Tiong felt these measures would help ease tourists through immigration clearance procedures following complaints from tourists that the immigration and customs clearance at the Kuala Lumpur International Airport (KLIA) was taking too long.
“The facial recognition system used by the Immigration Department must be extended to all international visitors, not only those with long-term passes in order to ease the clearance process.
“Proficiency in multiple languages should also be a consideration by the authorities as not all foreign tourists are proficient in English, which may lead to slow clearances or unnecessary misunderstandings.
“Therefore, I also urge KLIA to place staff with the right language skills to help ease tourirsts through immigration clearance procedures,” he said in his Facebook posting.
He added that the problem of insufficient manpower stationed at entry points in international airport was not a new issue.
“If Malaysia is to welcome back international tourists as a competitive destination of choice, it must urgently resolve this issue of insufficient staff at immigration and customs checkpoints.
“This delay in immigration clearance points to an outmoded and outdated design of the immigration checkpoints at KLIA. A single-row counter design is slow, outdated, and wastes space in comparison to a double-row design.
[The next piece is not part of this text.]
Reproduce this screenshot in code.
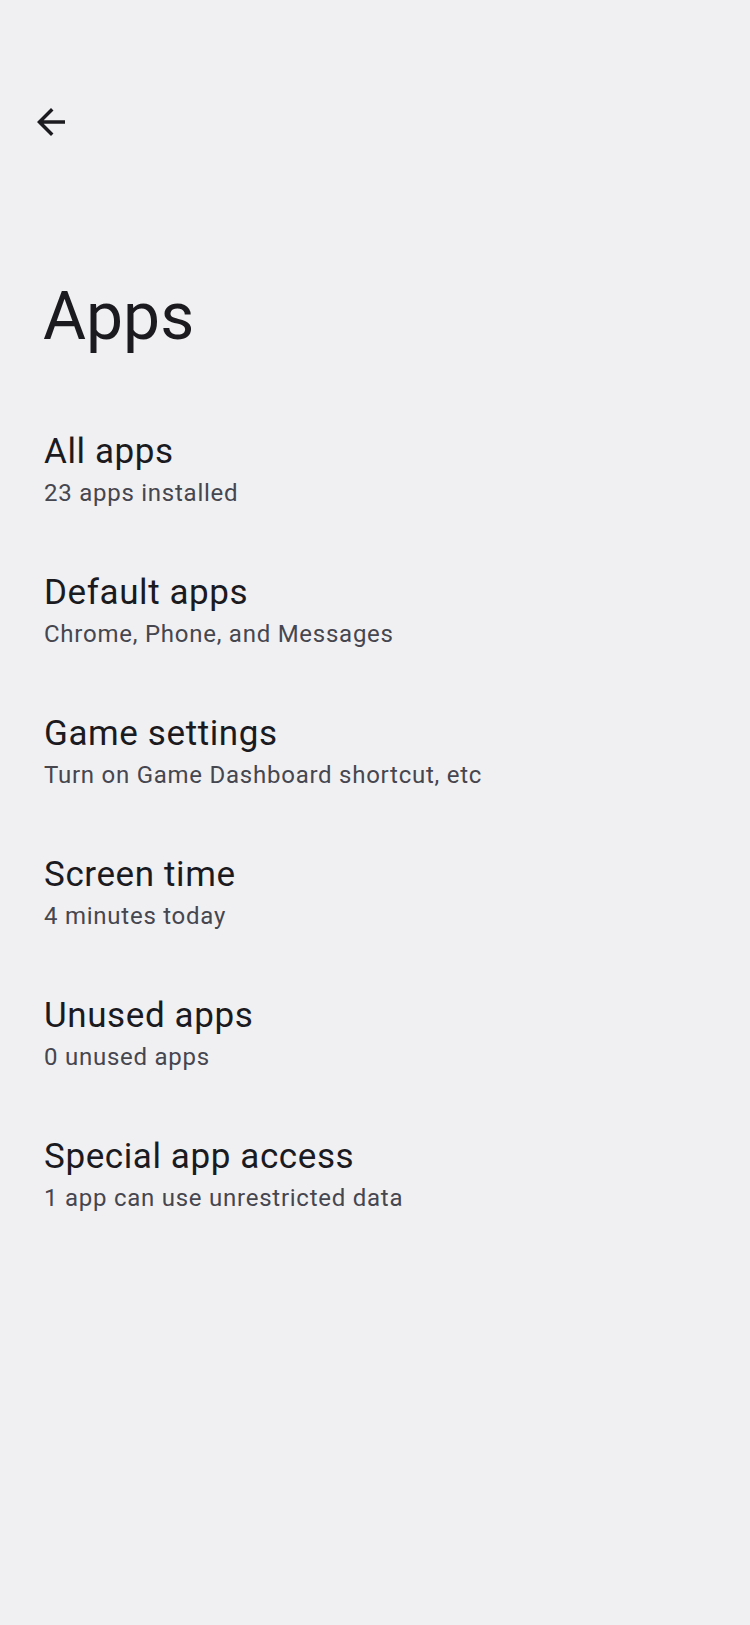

“An average of two to three minutes to complete the immigration clearance is considered grossly inefficient compared to the 30 seconds required by other advanced clearance systems,” he said.
Tiong, who is Bintulu MP, urged the Ministry of Home Affairs (KDN) to resolve the issue urgently as the entry points would continue to be choked up, overcrowded and inefficient if no immediate action was taken.
“On a long-term basis, it is clear that even with all counters fully staffed, they would not be able to handle a gradually recovering tourist volume once all flights are fully restored.
“With sudden surges in arrivals, the delays can be expected to be worse. The Immigration Department and KDN have no choice but to rectify this matter immediately, including promoting the right officers to the right posts with the right knowledge of the procedures,” he said.